-- Task directions --
Using the data below, copy each line that includes the word "screenshot".
....................
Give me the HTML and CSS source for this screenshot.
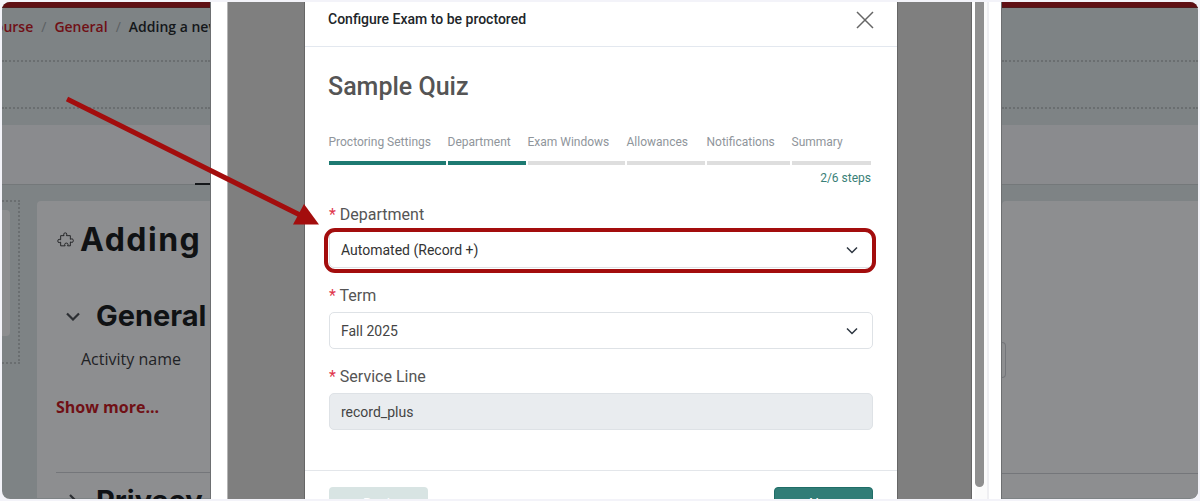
FILE: index.html
```html
<!DOCTYPE html>
<html lang="en">
<head>
  <meta charset="UTF-8">
  <title>Configure Exam to be proctored</title>
  <link rel="stylesheet" href="styles.css">
</head>
<body>
  <div class="shot">
    <div class="lms lms-left">
      <div class="lms-band"></div>
      <div class="crumbs">
        <a>Course</a><span class="sep">/</span><a>General</a><span class="sep">/</span><b>Adding a new Quiz</b>
      </div>
      <div class="dots dots-one"></div>
      <div class="dots dots-two"></div>
      <div class="tabs-strip"><span class="tab-mark"></span></div>
      <div class="lms-body">
        <div class="side-col"><div class="side-card"></div></div>
        <div class="main-card">
          <h1 class="page-title">
            <svg class="puzzle" viewBox="0.5 0.5 14 14" width="17" height="17"><path d="M6 2.2c0-1.3 2.6-1.3 2.6 0 0 .6-.3.9-.3 1.3h3.2v3c.5 0 .8-.4 1.4-.4 1.4 0 1.4 3 0 3-.6 0-.9-.4-1.4-.4v3.2H9.2c0-.5.4-.8.4-1.3 0-1.3-2.8-1.3-2.8 0 0 .5.4.8.4 1.3H3.5v-3c-.5 0-.8.4-1.3.4-1.4 0-1.4-2.800 0-2.800.5 0 .8.4 1.3.4V3.5h2.800c0-.5-.3-.8-.3-1.3z" fill="none" stroke="#16181a" stroke-width="0.7"/></svg>
            <span>Adding a new Quiz</span>
          </h1>
          <h2 class="sect"><svg class="fold" viewBox="0 0 14 9" width="14" height="9"><path d="M1 1.500l6 6 6-6" fill="none" stroke="#2c2f33" stroke-width="2.200"/></svg>General</h2>
          <div class="field-name">Activity name</div>
          <a class="show-more">Show more...</a>
          <h2 class="sect sect-closed"><svg class="fold" viewBox="0 0 9 14" width="10" height="14"><path d="M1.500 1l6 6-6 6" fill="none" stroke="#2c2f33" stroke-width="2.200"/></svg>Privacy</h2>
        </div>
      </div>
    </div>

    <div class="gutter"></div>

    <div class="backdrop backdrop-left"></div>
    <div class="modal">
      <div class="modal-head">
        <span class="modal-title">Configure Exam to be proctored</span>
        <svg class="close" viewBox="0 0 18 18" width="18" height="18"><path d="M1 1l16 16M17 1L1 17" stroke="#666" stroke-width="1.500" fill="none"/></svg>
      </div>
      <div class="modal-body">
        <h2 class="quiz-name">Sample Quiz</h2>
        <div class="steps">
          <div class="step done">Proctoring Settings</div>
          <div class="step done">Department</div>
          <div class="step">Exam Windows</div>
          <div class="step">Allowances</div>
          <div class="step">Notifications</div>
          <div class="step">Summary</div>
        </div>
        <div class="step-count">2/6 steps</div>

        <label class="lbl"><span class="req">*</span> Department</label>
        <div class="select select-hi">
          <span>Automated (Record +)</span>
          <svg class="chev" viewBox="0 0 12 8" width="12" height="8"><path d="M1 1.500l5 5 5-5" fill="none" stroke="#2d3640" stroke-width="1.500"/></svg>
        </div>

        <label class="lbl"><span class="req">*</span> Term</label>
        <div class="select">
          <span>Fall 2025</span>
          <svg class="chev" viewBox="0 0 12 8" width="12" height="8"><path d="M1 1.500l5 5 5-5" fill="none" stroke="#2d3640" stroke-width="1.500"/></svg>
        </div>

        <label class="lbl"><span class="req">*</span> Service Line</label>
        <div class="select select-off"><span>record_plus</span></div>
      </div>
      <div class="modal-foot">
        <button class="btn btn-back">Back</button>
        <button class="btn btn-next">Next</button>
      </div>
    </div>
    <div class="backdrop backdrop-right"></div>

    <div class="scroll-gap"></div>
    <div class="scroll-track"><div class="scroll-thumb"></div></div>
    <div class="scroll-line"></div>
    <div class="gutter gutter-right"></div>

    <div class="lms lms-right">
      <div class="lms-band"></div>
      <div class="crumbs"></div>
      <div class="dots dots-one"></div>
      <div class="dots dots-two"></div>
      <div class="tabs-strip"></div>
      <div class="right-body">
        <div class="right-card"></div>
        <div class="right-rule"></div>
      </div>
      <span class="right-tab"></span>
    </div>

    <!-- annotation drawn over the screenshot -->
    <svg class="arrow" viewBox="0 0 1196 497" width="1196" height="497">
      <path d="M65 97L300 214" stroke="#a30d0d" stroke-width="5" fill="none"/>
      <path d="M317 222.500L291 222.500L302 202z" fill="#a30d0d"/>
    </svg>
    <div class="highlight"></div>
  </div>
</body>
</html>
```

FILE: styles.css
```css
* {
  box-sizing: border-box;
}

body {
  margin: 0;
  background: #f3f3f9;
  font-family: 'Roboto', sans-serif;
}

.shot {
  position: relative;
  display: flex;
  width: 1196px;
  height: 497px;
  margin: 2px;
  overflow: hidden;
  border-radius: 8px;
  background: #fff;
}

/* dimmed page behind the modal */
.lms {
  position: relative;
  flex-shrink: 0;
  overflow: hidden;
  background: #7e8385;
  font-family: 'Open Sans', sans-serif;
}

.lms-left {
  width: 209px;
  border-right: 1px solid #6d6f71;
}

.lms-right {
  width: 197px;
  border-left: 1px solid #6d6f71;
}

.lms-band {
  height: 6px;
  background: #5f0f14;
  border-bottom: 1px solid #4e1a1d;
}

.crumbs {
  height: 38px;
  margin-left: -16px;
  padding-top: 9px;
  font-size: 14px;
  font-weight: 600;
  white-space: nowrap;
  color: #14171a;
}

.crumbs a {
  color: #701015;
}

.crumbs b {
  font-weight: 600;
}

.sep {
  margin: 0 8px;
  color: #5c6063;
  font-weight: 400;
}

.dots {
  border-top: 2px dotted #6a6e70;
}

.dots-one {
  margin-top: 14px;
}

.dots-two {
  margin-top: 45px;
}

.tabs-strip {
  position: relative;
  height: 60px;
  margin-top: 16px;
  background: #8a8b8e;
  border-bottom: 1px solid #74787a;
}

.tab-mark {
  position: absolute;
  left: 193px;
  bottom: -1px;
  width: 16px;
  height: 2px;
  background: #14171a;
}

.lms-body {
  display: flex;
  height: 313px;
  padding-top: 16px;
}

.side-col {
  flex-shrink: 0;
  width: 18px;
  height: 164px;
  margin-top: -1px;
  padding-top: 8px;
  border-top: 2px dotted #6a6e70;
  border-right: 2px dotted #6a6e70;
  border-bottom: 2px dotted #6a6e70;
}

.side-card {
  width: 8px;
  height: 126px;
  background: #8d8e90;
  border-radius: 0 4px 4px 0;
}

.main-card {
  flex: 1;
  min-width: 0;
  margin-left: 17px;
  padding: 19px 0 0 20px;
  background: #8d8e90;
  border-radius: 4px 0 0 0;
  white-space: nowrap;
}

.page-title {
  display: flex;
  align-items: center;
  gap: 6px;
  margin: 0;
  font-family: 'Inter', sans-serif;
  font-size: 32px;
  font-weight: 700;
  line-height: 40px;
  letter-spacing: 1.5px;
  word-spacing: 12px;
  color: #101214;
}

.puzzle {
  flex-shrink: 0;
}

.sect {
  display: flex;
  align-items: center;
  margin: 39px 0 0 9px;
  font-family: 'Inter', sans-serif;
  font-size: 29px;
  font-weight: 700;
  line-height: 34px;
  color: #101214;
}

.fold {
  flex-shrink: 0;
  margin-right: 16px;
}

.field-name {
  margin: 15px 0 0 24px;
  font-size: 16px;
  line-height: 22px;
  color: #1f2225;
}

.show-more {
  display: block;
  margin: 26px 0 0 -1px;
  font-size: 16px;
  font-weight: 700;
  line-height: 22px;
  color: #701015;
}

.sect-closed {
  margin: 54px 0 0 -1px;
  padding: 11px 0 0 12px;
  border-top: 1px solid #74767a;
}

.sect-closed .fold {
  margin-right: 18px;
}

.gutter {
  width: 16px;
  flex-shrink: 0;
  background: #fff;
}

.gutter-right {
  width: 12px;
}

/* modal */
.backdrop {
  flex-shrink: 0;
  background: #7f7f7f;
}

.backdrop-left {
  width: 78px;
  border-left: 1px solid #b5b5b5;
  border-right: 1px solid #666;
}

.backdrop-right {
  width: 75px;
  border-left: 1px solid #666;
  border-right: 1px solid #666;
}

.modal {
  display: flex;
  flex-direction: column;
  width: 592px;
  flex-shrink: 0;
  background: #fff;
}

.modal-head {
  display: flex;
  flex-shrink: 0;
  align-items: center;
  justify-content: space-between;
  height: 45px;
  padding: 0 23px 10px 23px;
  border-bottom: 1px solid #e3e8ef;
}

.modal-title {
  font-size: 14px;
  font-weight: 500;
  color: #212529;
}

.close {
  margin-top: 2px;
}

.modal-body {
  flex-shrink: 0;
  height: 424px;
  padding: 25px 24px 0 24px;
  border-bottom: 1px solid #e3e6ea;
}

.quiz-name {
  margin: 0 0 0 -1px;
  font-size: 25px;
  font-weight: 500;
  line-height: 30px;
  color: #555;
}

.steps {
  display: grid;
  grid-template-columns: 117px 78px 97px 78px 83px 79px;
  gap: 2px;
  margin-top: 29px;
  margin-right: 2px;
}

.step {
  height: 34px;
  padding-top: 1px;
  font-size: 12px;
  line-height: 20px;
  text-indent: -0.5px;
  white-space: nowrap;
  color: #8f959b;
  border-bottom: 4px solid #dedede;
}

.step.done {
  border-bottom-color: #1d7a72;
}

.step-count {
  margin-top: 4px;
  margin-right: 2px;
  margin-bottom: 15px;
  font-size: 12px;
  line-height: 18px;
  text-align: right;
  color: #3a7f78;
}

.lbl {
  display: block;
  font-size: 16px;
  line-height: 26px;
  color: #555;
}

.req {
  color: #e0364c;
}

.select {
  display: flex;
  align-items: center;
  justify-content: space-between;
  height: 37px;
  margin-top: 3px;
  margin-bottom: 15px;
  padding: 0 14px 0 11px;
  font-size: 14px;
  color: #444;
  background: #fff;
  border: 1px solid #dee2e6;
  border-radius: 5px;
}

.select .chev {
  flex-shrink: 0;
}

.select-off {
  background: #e9ecef;
}

.select-hi {
  color: #333;
}

.modal-foot {
  display: flex;
  flex-shrink: 0;
  justify-content: space-between;
  padding: 16px 24px 0 24px;
}

.btn {
  width: 99px;
  height: 34px;
  font-family: 'Roboto', sans-serif;
  font-size: 14px;
  color: #fff;
  border-radius: 4px;
  border: 1px solid transparent;
}

.btn-back {
  background: #d8e4e3;
}

.btn-next {
  background: #317d77;
  border-color: #1f6d67;
}

/* scrollbar of the modal frame */
.scroll-gap {
  width: 3px;
  flex-shrink: 0;
  background: #fff;
}

.scroll-track {
  width: 12px;
  flex-shrink: 0;
  background: #fbfbfb;
}

.scroll-thumb {
  width: 9px;
  height: 485px;
  background: #8f8f8f;
  border-radius: 0 0 5px 5px;
}

.scroll-line {
  width: 2px;
  flex-shrink: 0;
  background: #efeff2;
}

.right-body {
  height: 313px;
  padding-top: 16px;
}

.right-card {
  height: 272px;
  background: #8d8e90;
  border-radius: 4px 0 0 0;
}

.right-rule {
  height: 25px;
  background: #8d8e90;
  border-top: 1px solid #74767a;
}

.right-tab {
  position: absolute;
  left: 0;
  top: 340px;
  width: 4px;
  height: 36px;
  border: 1px solid #74767a;
  border-left: 0;
  border-radius: 0 4px 4px 0;
}

/* annotation */
.arrow {
  position: absolute;
  left: 0;
  top: 0;
  pointer-events: none;
}

.highlight {
  position: absolute;
  left: 322px;
  top: 226px;
  width: 552px;
  height: 45px;
  border: 4px solid #a30d0d;
  border-radius: 11px;
}
```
....................
-- Written solution --
Give me the HTML and CSS source for this screenshot.
    <!-- annotation drawn over the screenshot -->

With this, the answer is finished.